Raise Up Massachusetts, a coalition representing religious leaders, liberal community organizers, and unions, is advocating a constitutional amendment to raise income taxes on the state’s wealthiest residents. The proposal, which would affect those earning more than $1 million annually, would reportedly bring in additional revenue of up to $1.4 billion per year.
The Massachusetts Communities Action Network, one of the coalition’s co-chairs, has indicated that the additional revenue would be earmarked for education and transportation, two areas where a number of needs have gone unmet over the past decade.

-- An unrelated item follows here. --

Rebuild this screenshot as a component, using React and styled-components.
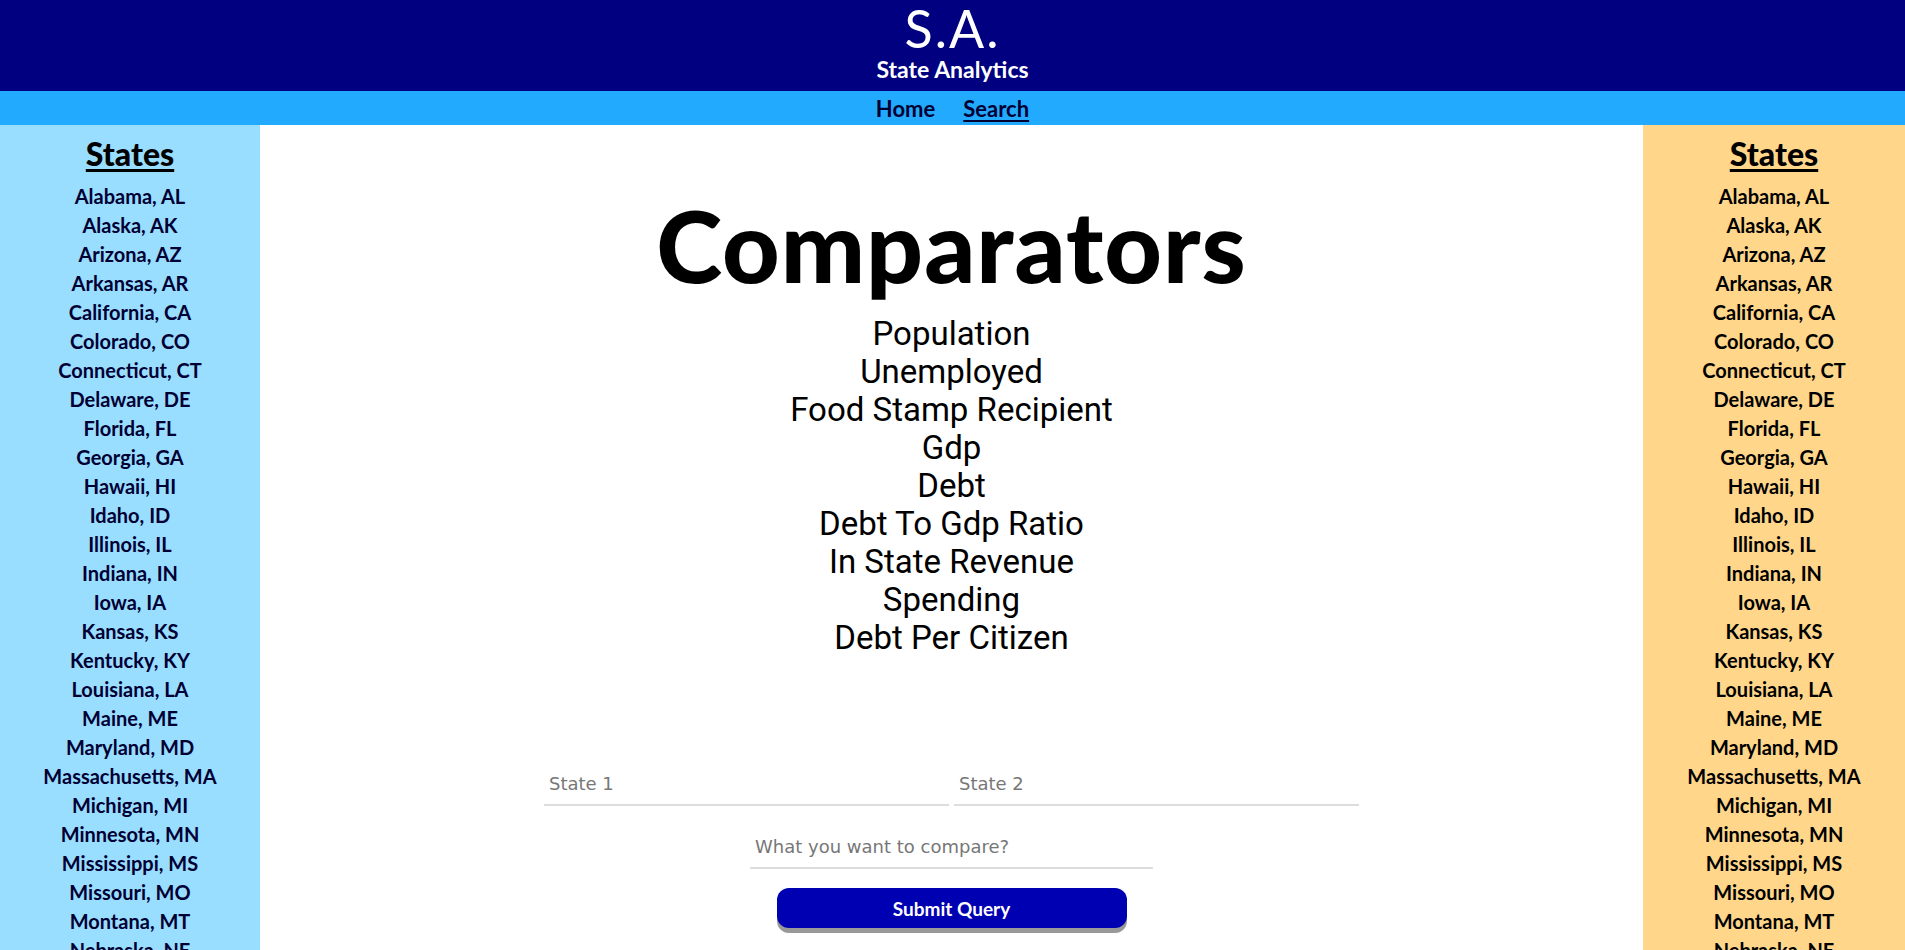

Raise Up Massachusetts has previously lobbied the state legislature to raise the minimum wage and was successful with a ballot initiative that required employers to provide earned sick time to their workers. The constitutional amendment process, however, will take three years and will most likely face fierce opposition for anti-tax groups.
All Massachusetts residents currently pay a flat 5.15% income tax that will reportedly decrease to 5%. The “Fair Share Amendment,” as it’s called by its proponents, would raise taxes to 9% for those earning more than $1 million annually. The 9% rate would only apply on income over $1 million. Approximately 14,000 tax payers would be affected by the proposal, which comes at a time when legislators are renewing efforts to require those with higher income to take a greater responsibility in the taxation process. The “Fair Share” moniker comes from the fact that low and middle income taxpayers contribute more of their disposable income under a flat-rate system than the most affluent taxpayers.
Proponents say the increased taxes could fund road and bridge reconstruction, investment in the MBTA and other regional transit bodies, and education funding— particularly for early intervention and post-high-school initiatives. Since 2002, state funding for education has failed to keep up with inflation, resulting in cutbacks in many school districts.
Opponents say that the proposal, if passed, would drive wealthy individuals away from Massachusetts. Voters have previously rejected ballot initiatives to move from a flat tax to a graduated income tax rate. A 1994 vote defeated a graduated tax rate with a 9.8 top rate, while a ballot question to establish a graduated income tax in 1972 was also defeated.